If one doesn't belong to any group none will be one's friend. One will be everyone's enemy. One should be careful of one's current friend. They're ones potential enemies in future. They may be only fair-weather friends. Two bureaucrats aren't friends indeed. As such they may not be friends in need. If a bureaucrat is successfully convicted on corruption charges, the credit goes more to the efficiency of his enemies rather than to the vigilance organization or the disciplinary authority. But for his enemies, none would have smelt even a whiff of his corrupt practices. Bureaucracy is about the power struggle, not the truth, and therefore looks for ammunition to use in the power struggle.  He who has fewer weaknesses is difficult to control. A rule-abiding honest bureaucrat has no reason to pitch an extra work than he's required of him. He's no reason to be extra subservient to anybody. He's no motivation to go out of the way and beyond the brief, to ingratiate himself with the boss by being his yes-man. He's dry and difficult to be handled.  He's a thorn in the flesh, relatively unreliable, disobedient and a hard nut to crack. His demeanor brings him a tag of misfit, finicky, stubborn, negative, inflexible, pusillanimous etcetera. Most hated person, he's sort of innocent child who often lands parents in big trouble with his childlike sincerity, fruitfulness, and innocence. If his good action harms vested interests he'll be chastised for it, let alone rewarded.
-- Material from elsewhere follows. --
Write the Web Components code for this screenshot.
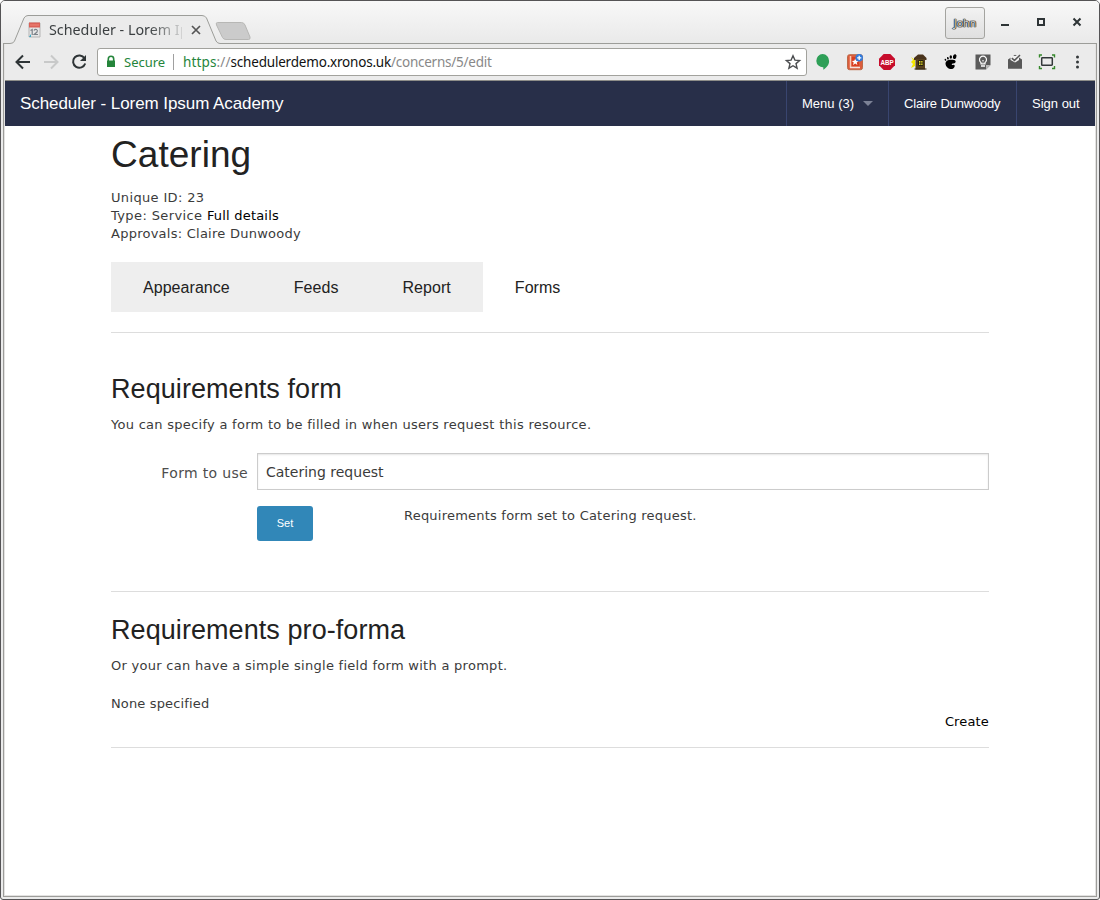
<!DOCTYPE html>
<html lang="en">
<head>
<meta charset="utf-8">
<title>Scheduler - Lorem Ipsum Academy</title>
<style>
html,body{margin:0;padding:0;background:#fff;height:900px;overflow:hidden}
</style>
</head>
<body>
<browser-window>
  <tab-strip slot="tabs" user="John">Scheduler - Lorem Ip</tab-strip>
  <tool-bar slot="tools"></tool-bar>
  <nav-bar>
    <span slot="title">Scheduler - Lorem Ipsum Academy</span>
    <nav-item arrow style="width:102px">Menu (3)</nav-item>
    <nav-item style="width:128px;letter-spacing:-.17px">Claire Dunwoody</nav-item>
    <nav-item style="width:79px">Sign out</nav-item>
  </nav-bar>
  <concern-page></concern-page>
</browser-window>
<script>
function define(name, html, setup) {
  const t = document.createElement('template');
  t.innerHTML = html;
  customElements.define(name, class extends HTMLElement {
    constructor() {
      super();
      this.attachShadow({mode: 'open'}).append(t.content.cloneNode(true));
    }
    connectedCallback() { if (setup) setup(this, this.shadowRoot); }
  });
}

define('browser-window', `<style>
:host{display:flex;flex-direction:column;box-sizing:border-box;width:1100px;height:900px;border:1px solid #555456;border-radius:5px 5px 3px 3px;background:#ebebeb;overflow:hidden;font-family:"DejaVu Sans",sans-serif}
.frame{flex:1;display:flex;flex-direction:column;min-height:0;margin:0 2px 2px;border:1px solid #9d9d9a;border-top:0;padding:0 1px 1px;background:#e3e2e1}
.view{flex:1;background:#fff;min-height:0}
</style><slot name="tabs"></slot><div class="frame"><slot name="tools"></slot><div class="view"><slot></slot></div></div>`);

define('tab-strip', `<style>
:host{display:flex;height:43px;box-sizing:border-box;position:relative;background:linear-gradient(#f8f8f8,#e9e9e9);font:15px "Noto Sans",sans-serif;color:#3b3f41}
.shape{position:absolute;left:-1px;top:-1px}
.label{display:flex;align-items:center;height:27px;padding:15px 0 0 27px;position:relative}
.name{width:133px;margin-left:8px;overflow:hidden;white-space:nowrap;font-size:14.3px;-webkit-mask-image:linear-gradient(90deg,#000 100px,transparent 138px);mask-image:linear-gradient(90deg,#000 100px,transparent 138px)}
.x{margin-left:9px}
.right{margin-left:auto;display:flex;align-items:center;padding-right:1px;position:relative;color:#333}
.user{box-sizing:border-box;width:40px;height:32px;margin-right:13px;border:1px solid #a4a4a0;border-radius:3px;background:linear-gradient(#f2f2f2,#dfdfdf);font:10.6px/31px "Noto Sans",sans-serif;text-align:center;color:#d8d8d8;-webkit-font-smoothing:antialiased;text-shadow:0 0 1px #222,0 0 1px #222,0 0 1px #222,0 0 1px #333,0 0 1px #333}
</style>
<svg class="shape" width="1100" height="44"><path d="M3 43.500H10Q13.500 43.500 14.500 41L24 18Q25.500 15.500 28 15.500H202Q205 15.500 206.500 18L216 41Q217.500 43.500 220 43.500H1097V44H3Z" fill="#ebebeb"/><path d="M3 43.500H10Q13.500 43.500 14.500 41L24 18Q25.500 15.500 28 15.500H202Q205 15.500 206.500 18L216 41Q217.500 43.500 220 43.500H1097" fill="none" stroke="#9c9d99"/><path d="M217.500 22.500H241.500Q244 22.500 245 25L250 37Q250.500 39.500 248.500 39.500H226Q223.500 39.500 222.500 37.500L216.500 25Q215.500 22.500 217.500 22.500Z" fill="#cbcbcb" stroke="#b7b7b5"/></svg>
<div class="label"><svg width="13" height="16" viewBox="0 0 13 16"><path d="M1 1H12V15H1Z" fill="#e6e6e6" stroke="#b5b5b5"/><path d="M1 .5H12V5.500H1Z" fill="#db6158"/><path d="M2 3h9" stroke="#f08a7b"/><path d="M2.500 8.500l1.700-1V13M6 8.500q.8-1.500 2.500-1 1.500 1 .5 2.500L6.200 12.500H10" fill="none" stroke="#7d838a" stroke-width="1.200"/><path d="M1 15l2-3v3z" fill="#36a6c4"/></svg><span class="name"><slot></slot></span><svg class="x" width="10" height="10" viewBox="0 0 10 10"><path d="M1 1L9 9M9 1L1 9" stroke="#555" stroke-width="1.700"/></svg></div>
<div class="right"><div class="user"></div><svg width="100" height="32" viewBox="0 0 100 32"><path d="M3 18h8" stroke="#2e3436" stroke-width="2"/><rect x="40" y="12" width="6" height="6" fill="none" stroke="#2e3436" stroke-width="2"/><path d="M75.500 11.500L82.500 18.500M82.500 11.500L75.500 18.500" stroke="#2e3436" stroke-width="2"/></svg></div>`,
(el, r) => { r.querySelector('.user').textContent = el.getAttribute('user'); });

define('tool-icon', `<style>:host{display:block;width:16px;height:16px}svg{display:block;overflow:visible}</style><svg width="16" height="16" viewBox="0 0 16 16"></svg>`,
(el, r) => {
  const art = {
    back: '<path d="M15 8H2M8 1.500L1.500 8L8 14.500" fill="none" stroke="#2e3436" stroke-width="2"/>',
    forward: '<path d="M1 8H14M8 1.500L14.500 8L8 14.500" fill="none" stroke="#c8c9c9" stroke-width="2"/>',
    reload: '<path d="M13.500 4.200A6.200 6.200 0 1 0 14.200 9.500" fill="none" stroke="#2e3436" stroke-width="2"/><path d="M15 1V7H9Z" fill="#2e3436"/>',
    star: '<path d="M8 1.800L9.900 6.100L14.600 6.500L11 9.600L12.100 14.200L8 11.700L3.900 14.200L5 9.600L1.400 6.500L6.100 6.100Z" fill="none" stroke="#4c4e50" stroke-width="1.400"/>',
    talk: '<path d="M7.600 0A6.700 6.700 0 0 1 14.100 7C14.100 11 11.600 13.600 8.300 15.700V13.300A6.600 6.600 0 1 1 7.600 0Z" fill="#2e9f57"/>',
    book: '<rect x=".5" y=".7" width="15" height="15" rx="2" fill="#dc5c3c" stroke="#bd6a48"/><path d="M4.500 3H12V12H4.500Z" fill="#d93f1f"/><path d="M3.500 2V14" stroke="#f9c9b5" stroke-width="1.500"/><path d="M3 13.500H13" stroke="#f4e4de" stroke-width="1.500"/><path d="M8.200 4.500l1 2.300 2.400.1-1.900 1.600.7 2.500-2.200-1.400L6 11l.7-2.500L4.900 6.900l2.400-.1z" fill="#fff"/><circle cx="12.200" cy="3.800" r="3.800" fill="#337cdb"/><path d="M12.200 1.700V5.900M10.100 3.800H14.300" stroke="#fff" stroke-width="1.300"/>',
    abp: '<path d="M4.700 0H11.300L16 4.700V11.300L11.300 16H4.700L0 11.300V4.700Z" fill="#c70d2c"/><text x="1.400" y="11" font-family="Liberation Sans,sans-serif" font-weight="700" font-size="8" textLength="13.200" lengthAdjust="spacingAndGlyphs" fill="#fff">ABP</text>',
    house: '<path d="M0 3L4 6V12L0 14L2 10L0 8L2 6Z" fill="#f5e700"/><path d="M3 4L7 .5H12L15.500 4V6H3Z" fill="#49331c"/><path d="M4.500 5H14V15.500H4.500Z" fill="#57401f"/><path d="M3.500 15H15.500" stroke="#302414"/><path d="M7.500 6.500H12V11.500H7.500Z" fill="#ece229" stroke="#26200f"/><path d="M9.800 6.500V11.500M7.500 9H12" stroke="#26200f" stroke-width=".8"/>',
    foot: '<path d="M9 5.800C14 5.400 13.500 9.600 10 9.500C8 9.500 8.500 11.500 10.500 10.700C13 10.500 11.500 15.500 7.500 15C3.700 14.300 1.200 9.800 3.200 7.400C4.700 5.800 6.500 6 9 5.800Z"/><ellipse cx="11.700" cy="2.600" rx="1.700" ry="2.500" transform="rotate(18 11.700 2.600)"/><ellipse cx="7.800" cy="3" rx="1.200" ry="1.700"/><ellipse cx="4.900" cy="4.200" rx=".9" ry="1.300" transform="rotate(-18 4.900 4.200)"/><ellipse cx="2.500" cy="5.800" rx=".8" ry="1.100" transform="rotate(-30 2.500 5.800)"/>',
    keep: '<path d="M.5.500H15.500V11L11 15.500H.5Z" fill="#5b5b5b"/><path d="M11 15.500V11H15.500Z" fill="#bababa"/><path d="M6 9.800V8.500A3.500 3.500 0 1 1 10 8.500V9.800Z" fill="none" stroke="#fff" stroke-width="1.200"/><path d="M6 12H10" stroke="#fff" stroke-width="1.600"/><path d="M7 6.500h2M8 6.500V9" stroke="#ddd" stroke-width=".7"/>',
    mail: '<path d="M1 5.500L8 .8L15 5.500V14.500H1Z" fill="#585858"/><path d="M3.500 2H12V6L8 8.500L3.500 6Z" fill="#f0f0f0"/><path d="M1 5.800L8 10L15 5.800V14.500H1Z" fill="#585858"/><path d="M4.800 4.200L7.500 6.400L13 1" fill="none" stroke="#555" stroke-width="1.500"/>',
    screen: '<rect x="2.700" y="3.700" width="10.600" height="7.600" rx=".7" fill="none" stroke="#33383a" stroke-width="1.500"/><path d="M.5 3.500V1H3M13 1H15.500V3.500M15.500 12V14.500H13M3 14.500H.5V12" fill="none" stroke="#35882b" stroke-width="1.400"/>',
    dots: '<g fill="#33383a"><circle cx="8.500" cy="3" r="1.500"/><circle cx="8.500" cy="8" r="1.500"/><circle cx="8.500" cy="13" r="1.500"/></g>',
    lock: '<path d="M4.300 7.500V5A2.700 2.700 0 0 1 9.700 5V7.500" fill="none" stroke="#25853b" stroke-width="1.600"/><rect x="3" y="6.500" width="8" height="6.500" rx=".5" fill="#25853b"/>'
  };
  r.querySelector('svg').innerHTML = art[el.getAttribute('kind')];
});

define('tool-bar', `<style>
:host{display:flex;align-items:center;height:37px;box-sizing:border-box;padding:0 8px 0 10px;background:#ebebeb;border-bottom:1px solid #8e8e89}
.nav{display:flex;gap:12px;width:82px}
.address{display:flex;align-items:center;box-sizing:border-box;width:710px;height:28px;background:#fff;border:1px solid #a2a29d;border-radius:3px;font:13.5px "Noto Sans",sans-serif;color:#888;padding:0 5px 0 6px;white-space:nowrap}
.secure{color:#25853b;margin-left:4px;width:42px;font-size:13px}
.sep{height:16px;border-left:1px solid #a0a0a0;margin:0 9px 0 7px}
.url{letter-spacing:-.25px}
.url b{font-weight:400;color:#25853b;letter-spacing:.15px}.url i{font-style:normal;color:#111;letter-spacing:-.2px}
.url u{text-decoration:none;letter-spacing:.1px}
tool-icon.star{margin-left:auto}
.ext{display:flex;gap:16px;margin-left:8px}
</style>
<div class="nav"><tool-icon kind="back"></tool-icon><tool-icon kind="forward"></tool-icon><tool-icon kind="reload"></tool-icon></div>
<div class="address"><tool-icon kind="lock"></tool-icon><span class="secure">Secure</span><span class="sep"></span><span class="url"><b>https</b><u>://</u><i>schedulerdemo.xronos.uk</i>/concerns/5/edit</span><tool-icon class="star" kind="star"></tool-icon></div>
<div class="ext"></div>`,
(el, r) => {
  r.querySelector('.ext').innerHTML = ['talk','book','abp','house','foot','keep','mail','screen'].map(k => '<tool-icon kind="' + k + '"></tool-icon>').join('') + '<tool-icon kind="dots" style="margin-left:-2px"></tool-icon>';
});

define('nav-bar', `<style>
:host{display:flex;height:45px;background:#282f49;color:#fff;font-family:"Liberation Sans",Arial,sans-serif}
.title{padding-left:15px;margin-right:auto;font-size:17px;line-height:45px;letter-spacing:-.07px}
</style><div class="title"><slot name="title"></slot></div><slot></slot>`);

define('nav-item', `<style>
:host{display:flex;align-items:center;box-sizing:border-box;padding-left:15px;border-left:1px solid #39456f;font-size:13px;line-height:45px}
i{display:none;margin-left:9px;border:5px solid transparent;border-top-color:#7c8296;border-bottom:0}
:host([arrow]) i{display:block}
</style><slot></slot><i></i>`);

define('tab-item', `<style>
:host{display:block;height:50px;padding:0 32px;box-sizing:border-box;background:#eee;color:#222;font:16px/52px "Liberation Sans",Arial,sans-serif;letter-spacing:.05px}
:host([active]){background:#fff}
</style><slot></slot>`);

define('section-heading', `<style>
:host{display:block;color:#222;font:27px/38px "Liberation Sans",Arial,sans-serif;letter-spacing:.07px}
</style><slot></slot>`);

define('concern-page', `<style>
:host{display:block;width:878px;margin-left:106px;color:#3b3b3b;font:13px/18px "DejaVu Sans",sans-serif;letter-spacing:.28px}
h1{margin:0;padding-top:3px;font:37px/52px "Liberation Sans",Arial,sans-serif;letter-spacing:.05px;color:#222}
.meta{margin-top:8px}
a{color:#000}
.tabs{display:flex;margin-top:19px}
hr{border:0;border-top:1px solid #ddd;margin:20px 0 0}
.s1{margin-top:37px}
p{margin:0}
.desc{margin-top:8px}
.row{display:flex;height:37px;margin-top:19px;font-size:14px;line-height:40px}
.row label{width:137px;padding-right:9px;text-align:right;color:#4d4d4d;letter-spacing:.33px}
.field{flex:1;box-sizing:border-box;height:37px;border:1px solid #ccc;box-shadow:inset 0 1px 2px rgba(0,0,0,.1);padding-left:8px;line-height:37px;letter-spacing:0}
.act{display:flex;padding-left:146px;margin-top:16px}
.btn{width:56px;height:35px;border-radius:3px;background:#3187b8;color:#fff;font:11px/35px "Liberation Sans",Arial,sans-serif;letter-spacing:0;text-align:center}
.msg{margin-left:91px;margin-top:1px;letter-spacing:.22px}
.s2{margin-top:19px}
.create{text-align:right;letter-spacing:.15px}
.none{margin-top:20px;letter-spacing:.15px}
</style>
<h1>Catering</h1>
<div class="meta"><div style="letter-spacing:.35px">Unique ID: 23</div><div><span style="letter-spacing:.38px">Type: Service </span><a style="letter-spacing:.2px">Full details</a></div><div style="letter-spacing:.25px">Approvals: Claire Dunwoody</div></div>
<div class="tabs"><tab-item>Appearance</tab-item><tab-item>Feeds</tab-item><tab-item>Report</tab-item><tab-item active>Forms</tab-item></div>
<hr>
<section-heading class="s1">Requirements form</section-heading>
<p class="desc">You can specify a form to be filled in when users request this resource.</p>
<div class="row"><label>Form to use</label><div class="field">Catering request</div></div>
<div class="act"><div class="btn">Set</div><div class="msg">Requirements form set to Catering request.</div></div>
<hr style="margin-top:50px">
<section-heading class="s2">Requirements pro-forma</section-heading>
<p class="desc">Or your can have a simple single field form with a prompt.</p>
<p class="none">None specified</p>
<div class="create"><a>Create</a></div>
<hr style="margin-top:16px">`);
</script>
</body>
</html>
Life grows hell for him. The shunted officer is an outcast, contemptible and sympathized with as someone who has been wronged.

People don't get posted unless they lobby for it. He's seldom lucky to get off own because someone was lobbying for the superior post once the fellow is shunted to the inferior post it means something is amiss. The poor fellow will only vegetate, lose sheen to the detriment of his career.  In the absence of perks the honest bureaucrat may not hanker after any post of responsibility and may be perpetually on compulsory waiting for posting (i.e. not being given any post of responsibility at all). Others see only an opportunity in it for own advancement. The latter hanker after postings, curry favor and try to be in good books of higher-ups and not to the person as propounded by Webber.  Sincerity and speaking the truth land people in serious trouble. The peaceful existence calls for refraining from meddling or whistleblowing.